**SHORT PROBLEM**
Review the material and extract every line in which the word "this" occurs.

**SUPPLIED DATA**
***
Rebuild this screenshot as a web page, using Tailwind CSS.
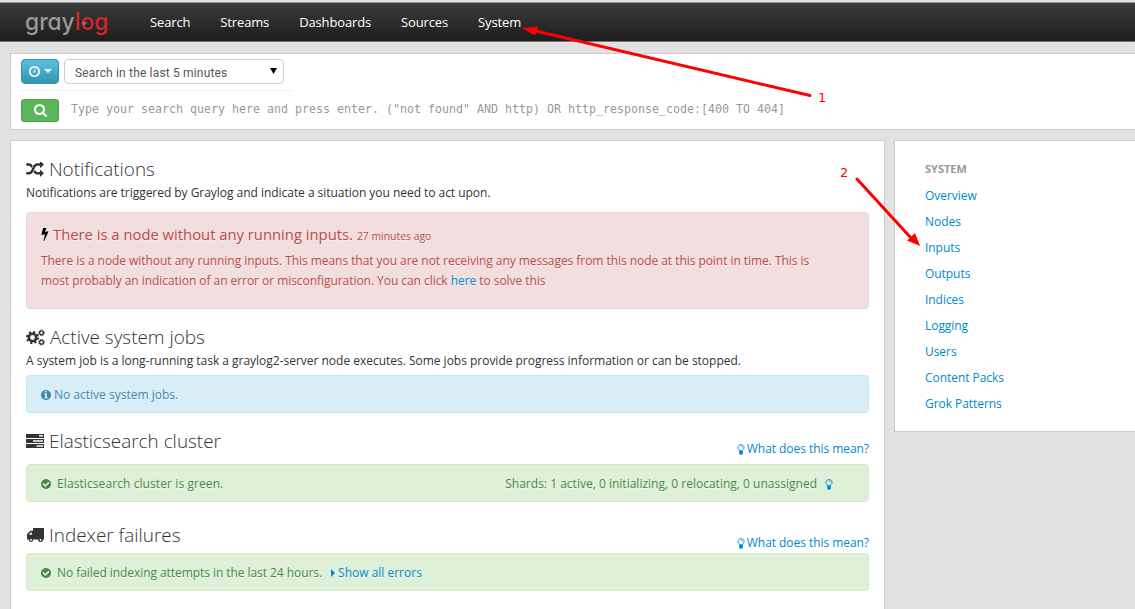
<!DOCTYPE html>
<html lang="en">
<head>
<meta charset="utf-8">
<title>Graylog - System</title>
<script src="https://cdn.jsdelivr.net/npm/@tailwindcss/browser@4"></script>
</head>
<body class="relative h-[609px] w-[1135px] overflow-hidden bg-[#e2e2e2] font-['Open_Sans',sans-serif] text-[12px] leading-5 text-[#333]">
<svg class="hidden">
  <symbol id="check" viewBox="128 128 1536 1536"><path d="M1412 734q0-28-18-46l-91-90q-19-19-45-19t-45 19l-408 407-226-226q-19-19-45-19t-45 19l-91 90q-18 18-18 46 0 27 18 45l362 362q19 19 45 19 27 0 46-19l543-543q18-18 18-45zm252 162q0 209-103 385.5t-279.5 279.5-385.5 103-385.5-103-279.5-279.5-103-385.5 103-385.5 279.5-279.5 385.5-103 385.5 103 279.5 279.5 103 385.5z"/></symbol>
  <symbol id="bulb" viewBox="0 0 8 12"><path d="M2.3 7.2C2.200 6.200 .7 5.500 .7 3.600C.7 1.900 2.200 .7 4 .7S7.300 1.900 7.300 3.600C7.300 5.500 5.800 6.200 5.700 7.200" fill="none" stroke="currentColor" stroke-width="1"/><path d="M2 6.800h4v3.400l-1 1.600H3L2 10.200z"/><path d="M4 2.300q1.500 0 1.700 1.400" fill="none" stroke="currentColor" stroke-width=".7"/></symbol>
</svg>

<header class="mt-0.5 flex h-10 items-center border-t border-[#999] border-b border-b-[#777] bg-linear-to-b from-[#3c3c3c] to-[#1d1d1d] text-[13px] text-white">
  <a class="ml-[25px] flex h-9 w-[95px] shrink-0">
    <svg width="90" height="38" viewBox="0 0 90 38" class="font-['Inter',sans-serif] text-[24px] font-medium [font-feature-settings:'cv11']"><text x="0" y="26" textLength="83.500" lengthAdjust="spacingAndGlyphs" fill="#97999b">gray<tspan fill="#d0252b">log</tspan></text><path d="M57.500 19.500l1-1.500 1 3 1-3 1 1.500" fill="none" stroke="#aaa" stroke-width=".8"/></svg>
  </a>
  <nav class="ml-[30px] flex gap-[30px] tracking-[-0.14px]"><a>Search</a><a>Streams</a><a>Dashboards</a><a>Sources</a><a>System</a></nav>
</header>

<section class="mt-[11px] ml-2.5 h-[77px] border border-r-0 border-[#ccc] bg-white pl-2.5">
  <div class="flex h-[37px] w-[270px] items-start gap-1 border-b border-[#eee] pt-[5px]">
    <button class="flex h-[25px] w-[38px] items-center justify-center gap-1 rounded border border-[#2f96b4] bg-linear-to-b from-[#5bc0de] to-[#2f96b4] text-white">
      <svg class="size-[11px] fill-current" viewBox="128 128 1536 1536"><path d="M1024 544v448q0 14-9 23t-23 9h-320q-14 0-23-9t-9-23v-64q0-14 9-23t23-9h224v-352q0-14 9-23t23-9h64q14 0 23 9t9 23zm416 352q0-148-73-273t-198-198-273-73-273 73-198 198-73 273 73 273 198 198 273 73 273-73 198-198 73-273zm224 0q0 209-103 385.5t-279.5 279.5-385.5 103-385.5-103-279.5-279.5-103-385.5 103-385.5 279.5-279.5 385.5-103 385.5 103 279.5 279.5 103 385.5z"/></svg>
      <svg class="mb-0.5 h-1 w-2 fill-current" viewBox="0 0 8 4"><path d="M0 0h8L4 4z"/></svg>
    </button>
    <div class="ml-px flex h-[25px] w-[220px] items-center justify-between rounded border border-[#ccc] pr-1.5 pl-2.5 font-['Roboto',sans-serif] text-[12px] tracking-[0.17px] text-[#555]"><span class="mt-0.5">Search in the last 5 minutes</span><svg class="mb-0.5 h-1.5 w-[7px] fill-black" viewBox="0 0 7 6"><path d="M0 0h7L3.500 6z"/></svg></div>
  </div>
  <div class="mt-2 flex items-center gap-3">
    <button class="flex h-[23px] w-[38px] items-center justify-center rounded-[3px] border border-[#4a9f4a] bg-[#5bb75b] text-white"><svg class="size-[13px] fill-current" viewBox="64 128 1664 1664"><path d="M1216 832q0-185-131.5-316.5t-316.5-131.5-316.5 131.500-131.500 316.500 131.500 316.500 316.500 131.500 316.500-131.500 131.500-316.500zm512 832q0 52-38 90t-90 38q-54 0-90-38l-343-342q-179 124-399 124-143 0-273.500-55.500t-225-150-150-225-55.500-273.500 55.500-273.500 150-225 225-150 273.500-55.500 273.500 55.500 225 150 150 225 55.500 273.500q0 220-124 399l343 343q37 37 37 90z"/></svg></button>
    <span class="-mt-1 font-['DejaVu_Sans_Mono',monospace] text-[11.640px] whitespace-nowrap text-[#999]">Type your search query here and press enter. ("not found" AND http) OR http_response_code:[400 TO 404]</span>
  </div>
</section>

<div class="mt-2.5 ml-2.5 flex items-start gap-[9px]">
  <main class="h-[480px] w-[875px] shrink-0 border border-[#ccc] bg-white px-[15px] pt-[17px]">
    <h2 class="flex h-[22px] items-center gap-[5px] text-[18.900px] font-light"><svg class="h-[15px] w-[18px] fill-current" viewBox="0 128 1792 1536"><path d="M666 481q-60 92-137 273-22-45-37-72.500t-40.500-63.500-51-56.500-63-35-81.500-14.500h-224q-14 0-23-9t-9-23v-192q0-14 9-23t23-9h224q250 0 410 225zm1126 799q0 14-9 23l-320 320q-9 9-23 9-13 0-22.500-9.500t-9.500-22.500v-192q-32 0-85 .5t-81 1-73-1-71-5-64-10.500-63-18.500-58-28.500-59-40-55-53.500-56-69.500q59-93 136-273 22 45 37 72.500t40.500 63.500 51 56.500 63 35 81.500 14.500h256v-192q0-14 9-23t23-9q12 0 24 10l319 319q9 9 9 23zm0-896q0 14-9 23l-320 320q-9 9-23 9-13 0-22.500-9.500t-9.500-22.500v-192h-256q-48 0-87 15t-69 45-51 61.500-45 77.500q-32 62-78 171-29 66-49.500 111t-54 105-64 100-74 83-90 68.500-106.500 42-128 16.500h-224q-14 0-23-9t-9-23v-192q0-14 9-23t23-9h224q48 0 87-15t69-45 51-61.500 45-77.500q32-62 78-171 29-66 49.500-111t54-105 64-100 74-83 90-68.500 106.500-42 128-16.500h256v-192q0-14 9-23t23-9q12 0 24 10l319 319q9 9 9 23z"/></svg><span>Notifications</span></h2>
    <p class="mt-[3px] tracking-[-0.035px]"><span>Notifications are triggered by Graylog and indicate a situation you need to act upon.</span></p>
    <div class="mt-[9px] h-[97px] rounded border border-[#eed3d7] bg-[#f2dede] px-3.5 pt-[11px] text-[#b94a48] [text-shadow:0_1px_0_rgba(255,255,255,0.5)]">
      <h3 class="flex h-5 items-center text-[14.800px]"><svg class="mr-1 h-[14px] w-2 fill-black" viewBox="448 0 900 1792"><path d="M1333 566q18 20 7 44l-540 1157q-13 25-42 25-4 0-14-2-17-5-25.500-19t-4.500-30l197-808-406 101q-4 1-12 1-18 0-31-11-18-15-13-39l201-825q4-14 16-23t28-9h328q19 0 32 12.500t13 29.500q0 8-5 18l-171 463 396-98q8-2 12-2 19 0 34 15z"/></svg><span>There is a node without any running inputs.</span><small class="mt-1 ml-1 text-[10.400px]">27 minutes ago</small></h3>
      <p class="mt-[7px] whitespace-nowrap tracking-[-0.05px]"><span>There is a node without any running inputs. This means that you are not receiving any messages from this node at this point in time. This is</span><br><span>most probably an indication of an error or misconfiguration. You can click <a class="text-[#08c]">here</a> to solve this</span></p>
    </div>

    <h2 class="mt-[17px] flex h-[22px] items-center gap-[5px] text-[18.900px] font-light"><svg class="h-[17px] w-[19px] fill-none stroke-current" viewBox="0 0 19 17"><circle cx="6.500" cy="8.500" r="3.700" stroke-width="2.600"/><circle cx="6.500" cy="8.500" r="5.600" stroke-width="1.900" stroke-dasharray="2.200 2.198"/><circle cx="15.500" cy="3.800" r="1.900" stroke-width="1.300"/><circle cx="15.500" cy="3.800" r="2.900" stroke-width="1" stroke-dasharray="1.200 1.078"/><circle cx="15.500" cy="13.200" r="1.900" stroke-width="1.300"/><circle cx="15.500" cy="13.200" r="2.900" stroke-width="1" stroke-dasharray="1.200 1.078"/></svg><span>Active system jobs</span></h2>
    <p class="mt-[3px] tracking-[-0.015px]"><span>A system job is a long-running task a graylog2-server node executes. Some jobs provide progress information or can be stopped.</span></p>
    <div class="mt-[4px] flex h-[38px] items-center gap-[3px] rounded border border-[#bce8f1] bg-[#d9edf7] px-3.5 pt-0.5 text-[#3a87ad] [text-shadow:0_1px_0_rgba(255,255,255,0.5)]"><svg class="size-2.5 fill-current" viewBox="128 128 1536 1536"><path d="M1152 1376v-160q0-14-9-23t-23-9h-96v-512q0-14-9-23t-23-9h-320q-14 0-23 9t-9 23v160q0 14 9 23t23 9h96v320h-96q-14 0-23 9t-9 23v160q0 14 9 23t23 9h448q14 0 23-9t9-23zm-128-896v-160q0-14-9-23t-23-9h-192q-14 0-23 9t-9 23v160q0 14 9 23t23 9h192q14 0 23-9t9-23zm640 416q0 209-103 385.500t-279.500 279.500-385.500 103-385.500-103-279.500-279.500-103-385.500 103-385.500 279.500-279.500 385.500-103 385.500 103 279.500 279.500 103 385.500z"/></svg><span>No active system jobs.</span></div>

    <div class="mt-[17px] flex h-[34px] justify-between"><h2 class="flex h-[22px] items-center gap-[5px] text-[18.900px] font-light"><svg class="h-[14px] w-[18px]" viewBox="0 0 18 14"><path fill="currentColor" fill-rule="evenodd" d="M0 0h18v4H0zM0 5h18v4H0zM0 10h18v4H0zM13 1h4v1.500h-4zM7 6.200h10v1.500H7zM10.500 11.200h6.500v1.500h-6.500z"/></svg><span>Elasticsearch cluster</span></h2><a class="mt-[10px] flex h-[18px] items-center gap-0.5 tracking-[-0.05px] text-[#08c]"><svg class="h-[11px] w-2 fill-current"><use href="#bulb"/></svg><span>What does this mean?</span></a></div>
    <div class="flex h-[38px] items-center rounded border border-[#d6e9c6] bg-[#dff0d8] px-3.5 pt-0.5 text-[#468847] [text-shadow:0_1px_0_rgba(255,255,255,0.5)]"><svg class="mr-1.5 size-2.5 fill-current"><use href="#check"/></svg><span class="tracking-[0.09px]">Elasticsearch cluster is green.</span><span class="ml-auto tracking-[0.01px]">Shards: 1 active, 0 initializing, 0 relocating, 0 unassigned</span><svg class="mr-[21px] ml-2 h-[11px] w-2 fill-current text-[#08c]"><use href="#bulb"/></svg></div>

    <div class="mt-[22px] flex h-[29px] justify-between"><h2 class="flex h-[22px] items-center gap-[5px] text-[18.900px] font-light"><svg class="h-[14px] w-[18px]" viewBox="0 0 18 14"><path fill="currentColor" fill-rule="evenodd" d="M7 .5Q7 0 7.500 0H17.500Q18 0 18 .5V11.500H16.800A2.300 2.300 0 1 1 12.300 11.500H7.300A2.300 2.300 0 1 1 2.700 11.500H1V7Q1 6 1.700 5.300L3.800 3.200Q4.300 2.800 5 2.800H7zM2.700 6.800H5.800V4.200H5z"/><circle cx="5" cy="12" r="1.500" fill="#fff" stroke="currentColor"/><circle cx="14.500" cy="12" r="1.500" fill="#fff" stroke="currentColor"/></svg><span>Indexer failures</span></h2><a class="mt-[10px] flex h-[18px] items-center gap-0.5 tracking-[-0.05px] text-[#08c]"><svg class="h-[11px] w-2 fill-current"><use href="#bulb"/></svg><span>What does this mean?</span></a></div>
    <div class="flex h-[38px] items-center rounded border border-[#d6e9c6] bg-[#dff0d8] px-3.5 pt-0.5 text-[#468847] [text-shadow:0_1px_0_rgba(255,255,255,0.5)]"><svg class="mr-1.5 size-2.5 fill-current"><use href="#check"/></svg><span class="tracking-[-0.06px]">No failed indexing attempts in the last 24 hours.</span><svg class="mr-[3px] ml-[9px] h-2 w-1 fill-[#08c]" viewBox="0 0 4 8"><path d="M0 0l4 4-4 4z"/></svg><span class="text-[#08c]">Show all errors</span></div>
  </main>

  <aside class="h-[292px] grow border border-r-0 border-[#ccc] bg-white pt-[15px] pl-[30px] text-[#08c]">
    <h4 class="h-[27px] text-[11px] leading-[26px] font-bold text-[#999]"><span>SYSTEM</span></h4>
    <ul class="leading-[26px] tracking-[-0.05px]"><li>Overview</li><li>Nodes</li><li>Inputs</li><li>Outputs</li><li>Indices</li><li>Logging</li><li>Users</li><li>Content Packs</li><li>Grok Patterns</li></ul>
  </aside>
</div>

<svg class="pointer-events-none absolute inset-0 font-['DejaVu_Sans',sans-serif] text-[13px]" width="1135" height="609" fill="red">
  <path d="M536 31L810 95.500" stroke="red" stroke-width="3" stroke-linecap="round"/><path d="M522 28L538 26.500L535 35.500z"/>
  <path d="M857 179L911 238" stroke="red" stroke-width="3" stroke-linecap="round"/><path d="M920 246L915 233L907 240.500z"/>
  <text x="818" y="102">1</text><text x="840" y="177">2</text>
</svg>
</body>
</html>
***
**RESPONSE**
Rebuild this screenshot as a web page, using Tailwind CSS.
      <p class="mt-[7px] whitespace-nowrap tracking-[-0.05px]"><span>There is a node without any running inputs. This means that you are not receiving any messages from this node at this point in time. This is</span><br><span>most probably an indication of an error or misconfiguration. You can click <a class="text-[#08c]">here</a> to solve this</span></p>
    <div class="mt-[17px] flex h-[34px] justify-between"><h2 class="flex h-[22px] items-center gap-[5px] text-[18.900px] font-light"><svg class="h-[14px] w-[18px]" viewBox="0 0 18 14"><path fill="currentColor" fill-rule="evenodd" d="M0 0h18v4H0zM0 5h18v4H0zM0 10h18v4H0zM13 1h4v1.500h-4zM7 6.200h10v1.500H7zM10.500 11.200h6.500v1.500h-6.500z"/></svg><span>Elasticsearch cluster</span></h2><a class="mt-[10px] flex h-[18px] items-center gap-0.5 tracking-[-0.05px] text-[#08c]"><svg class="h-[11px] w-2 fill-current"><use href="#bulb"/></svg><span>What does this mean?</span></a></div>
    <div class="mt-[22px] flex h-[29px] justify-between"><h2 class="flex h-[22px] items-center gap-[5px] text-[18.900px] font-light"><svg class="h-[14px] w-[18px]" viewBox="0 0 18 14"><path fill="currentColor" fill-rule="evenodd" d="M7 .5Q7 0 7.500 0H17.500Q18 0 18 .5V11.500H16.800A2.300 2.300 0 1 1 12.300 11.500H7.300A2.300 2.300 0 1 1 2.700 11.500H1V7Q1 6 1.700 5.300L3.800 3.200Q4.300 2.800 5 2.800H7zM2.700 6.800H5.800V4.200H5z"/><circle cx="5" cy="12" r="1.500" fill="#fff" stroke="currentColor"/><circle cx="14.500" cy="12" r="1.500" fill="#fff" stroke="currentColor"/></svg><span>Indexer failures</span></h2><a class="mt-[10px] flex h-[18px] items-center gap-0.5 tracking-[-0.05px] text-[#08c]"><svg class="h-[11px] w-2 fill-current"><use href="#bulb"/></svg><span>What does this mean?</span></a></div>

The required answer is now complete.